Denn es ist eine Sache, wenn Zeitungsschreiber so spöttisch formulieren – oder aber die Diplomaten der letzten globalen Supermacht. Deren uns nun bekannt gewordene Sprache verrät einen hegemonial-herablassenden Gestus, der auf viele in der hiesigen, transatlantisch gestimmten Außenpolitikgemeinde wie ein Schock gewirkt haben muss.
Oder glaubt irgend jemand im Ernst, dass deutsche Diplomaten über den US-Präsidenten so kabeln würden: „Barack ‚Strahlemann’ Obama hat Charisma, aber scheint zu sehr ein Mann der Elite, als dass er die Sorgen der einfachen Bürger verstehen könnte.“
Also noch mal Glückwunsch an die journalistischen Profiteure der Wikileaks-Papiere. Auch uns hatte die Webseite ja vor ziemlich genau einem Jahr Geheimpapiere überlassen. Es ging damals um den Vertrag der Bundesregierung mit dem Toll-Collect-Konsortium, das das deutsche Lkw-Mautsystem betreibt. Wir bekamen die Unterlagen vorab, prüften sie, wie es sich gehört, mühsam auf Authentizität und Relevanz und veröffentlichten schließlich einen Artikel, über zwei Seiten.
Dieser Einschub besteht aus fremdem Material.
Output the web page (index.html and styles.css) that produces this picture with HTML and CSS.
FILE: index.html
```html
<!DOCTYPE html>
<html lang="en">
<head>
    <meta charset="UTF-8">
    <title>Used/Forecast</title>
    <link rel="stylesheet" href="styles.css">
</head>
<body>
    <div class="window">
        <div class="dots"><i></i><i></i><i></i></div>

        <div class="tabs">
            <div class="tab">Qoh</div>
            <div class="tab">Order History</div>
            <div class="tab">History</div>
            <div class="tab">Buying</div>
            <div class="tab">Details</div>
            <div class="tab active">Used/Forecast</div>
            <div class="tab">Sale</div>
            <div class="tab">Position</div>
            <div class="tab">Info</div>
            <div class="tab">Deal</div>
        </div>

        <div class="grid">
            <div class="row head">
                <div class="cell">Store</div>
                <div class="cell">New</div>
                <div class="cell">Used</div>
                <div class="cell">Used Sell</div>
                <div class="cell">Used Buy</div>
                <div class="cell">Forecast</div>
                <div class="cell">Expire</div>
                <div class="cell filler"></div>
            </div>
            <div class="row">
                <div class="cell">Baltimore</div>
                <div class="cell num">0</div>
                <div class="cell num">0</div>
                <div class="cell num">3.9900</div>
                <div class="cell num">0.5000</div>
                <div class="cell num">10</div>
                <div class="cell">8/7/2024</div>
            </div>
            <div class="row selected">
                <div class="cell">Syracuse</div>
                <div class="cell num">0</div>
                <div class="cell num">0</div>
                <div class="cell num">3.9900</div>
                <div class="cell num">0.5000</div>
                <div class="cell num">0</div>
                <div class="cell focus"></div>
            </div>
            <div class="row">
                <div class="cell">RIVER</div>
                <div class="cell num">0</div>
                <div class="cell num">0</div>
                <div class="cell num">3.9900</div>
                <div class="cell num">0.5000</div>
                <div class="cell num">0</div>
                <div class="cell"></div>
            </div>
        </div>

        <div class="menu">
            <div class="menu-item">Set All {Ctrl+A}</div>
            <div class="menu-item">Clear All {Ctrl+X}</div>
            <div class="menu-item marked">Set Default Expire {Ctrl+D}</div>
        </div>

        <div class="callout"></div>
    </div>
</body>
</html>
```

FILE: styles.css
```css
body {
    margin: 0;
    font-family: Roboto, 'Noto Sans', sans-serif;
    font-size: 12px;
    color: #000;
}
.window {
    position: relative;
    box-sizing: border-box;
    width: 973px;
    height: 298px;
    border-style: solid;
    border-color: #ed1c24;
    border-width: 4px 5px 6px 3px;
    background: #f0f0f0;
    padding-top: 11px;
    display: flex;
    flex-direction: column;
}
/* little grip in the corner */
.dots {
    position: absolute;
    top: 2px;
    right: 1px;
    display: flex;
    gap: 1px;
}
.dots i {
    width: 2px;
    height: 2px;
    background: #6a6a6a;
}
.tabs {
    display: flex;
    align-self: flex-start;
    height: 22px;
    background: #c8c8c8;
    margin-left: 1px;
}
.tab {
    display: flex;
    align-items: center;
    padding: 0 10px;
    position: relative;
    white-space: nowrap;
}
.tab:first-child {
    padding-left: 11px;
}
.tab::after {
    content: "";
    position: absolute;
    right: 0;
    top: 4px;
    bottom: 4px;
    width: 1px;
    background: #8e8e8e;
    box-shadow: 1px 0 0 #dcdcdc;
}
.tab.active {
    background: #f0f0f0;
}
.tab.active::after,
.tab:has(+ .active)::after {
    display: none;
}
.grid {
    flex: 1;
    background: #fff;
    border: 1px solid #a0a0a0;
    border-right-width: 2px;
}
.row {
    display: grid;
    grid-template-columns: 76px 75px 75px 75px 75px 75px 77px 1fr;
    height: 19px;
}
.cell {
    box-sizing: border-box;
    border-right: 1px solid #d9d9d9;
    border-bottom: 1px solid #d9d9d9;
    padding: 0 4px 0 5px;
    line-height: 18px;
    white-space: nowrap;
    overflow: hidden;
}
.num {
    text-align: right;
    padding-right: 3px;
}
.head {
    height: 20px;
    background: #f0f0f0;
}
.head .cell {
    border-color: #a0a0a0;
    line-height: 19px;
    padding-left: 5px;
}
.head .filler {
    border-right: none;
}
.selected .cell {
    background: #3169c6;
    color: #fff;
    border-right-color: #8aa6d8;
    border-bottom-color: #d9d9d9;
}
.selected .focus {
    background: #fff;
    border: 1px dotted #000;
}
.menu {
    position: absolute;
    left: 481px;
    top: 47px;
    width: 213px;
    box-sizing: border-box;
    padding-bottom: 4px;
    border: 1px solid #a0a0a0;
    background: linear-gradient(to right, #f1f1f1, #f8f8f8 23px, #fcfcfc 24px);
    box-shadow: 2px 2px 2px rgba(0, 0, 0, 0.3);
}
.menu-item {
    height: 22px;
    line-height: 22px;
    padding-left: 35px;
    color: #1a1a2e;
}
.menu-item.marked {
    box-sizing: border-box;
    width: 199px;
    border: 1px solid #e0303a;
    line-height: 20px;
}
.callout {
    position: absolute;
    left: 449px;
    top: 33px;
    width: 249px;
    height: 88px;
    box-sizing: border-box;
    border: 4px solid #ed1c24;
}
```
Wikileaks-Chef Julian Assange war allerdings nur teilweise glücklich über die Kooperation mit dem stern. Wikileaks hatte erbeten, dass wir auch ihr Projekt in größerer Form im gedruckten stern vorstellen. Den Wunsch schlugen wir angesichts der vergleichsweise begrenzten Relevanz der Maut-Enthüllung ab. Und beschränkten uns auf ein Wikileaks-Portrait auf stern.de.
Journalisten und ihre Quellen haben eben keine deckungsgleichen Interessen. Wenn Journalisten Wikileaks-Papiere nutzen, dann machen sie sich nicht mit Wikileaks gemein. Genauso wie Journalisten täglich Informationen der Regierung nutzen müssen, ohne sich – hoffentlich – mit dieser gemein zu machen.
Nachtrag: Jetzt erst fiel mir auf, dass mein stern-Blogkollege Karsten Lemm heute früh ebenfalls einen Beitrag über Wikileaks veröffentlicht hat, wenn auch mit einer ganz anderen Stoßrichtung. Er sieht Gefahren durch eine unverantwortliche Veröffentlichungspraxis, zum Beispiel über die schwindende Unterstützung, die Nordkorea laut den US-Depeschen aus Peking erhält. Das, glaubt Lemm, könnte die Nordkoreaner zu unüberlegten militärischen Schritten verleiten.
Ich halte das für kein triftiges Argument. Richtig ist: Journalisten - und auch Wikileaks - dürfen nicht unmittelbar Menschenleben gefährden. Doch für mittelbare Konsequenzen tragen andere die Verantwortung. Die Nachricht, dass China sich von Nordkorea distanziert, hätte jede verantwortliche Zeitungsredaktion veröffentlicht - weil sie relevant ist.
Jedes Ereignis und damit auch jede Veröffentlichung bisher unbekannter brisanter Fakten kann eine Vielzahl von Folgen haben. Für das, was Menschen, Firmen oder Regierungen als Reaktion auf einen Artikel tun, tragen sie die Verantwortung, nicht der Journalist. Der ist sowieso nur Überbringer der Nachricht, die andere geschaffen haben - etwa, um im Beispiel zu bleiben, die Regierung in Peking. In der Logik des Bloggerkollegen müssten wir die chinesische Regierung ermutigen, Nordkorea nicht fallen zu lassen, damit der örtliche Diktator nicht unüberlegt reagiert...
Noch schwächer finde ich das Argument, Organisationen, die sich angegriffen fühlten, neigten eher dazu, sich einzuigeln und abzuschotten, statt sich grundlegend zu ändern. Selbst wenn es so wäre (was sich leicht bestreiten lässt), spräche das gegen jede öffentliche Kritik und auch alle Arten des kritischen Recherchejournalismus.
Damit - siehe oben - sage ich nicht, dass ich alle Wikileaks-Veröffentlichungen gerechtfertigt finde. Aber wir sollten bei aller im Einzelfall berechtigten Kritik an Julian Assange nicht gleich Grundprinzipien der Pressefreiheit in Frage stellen.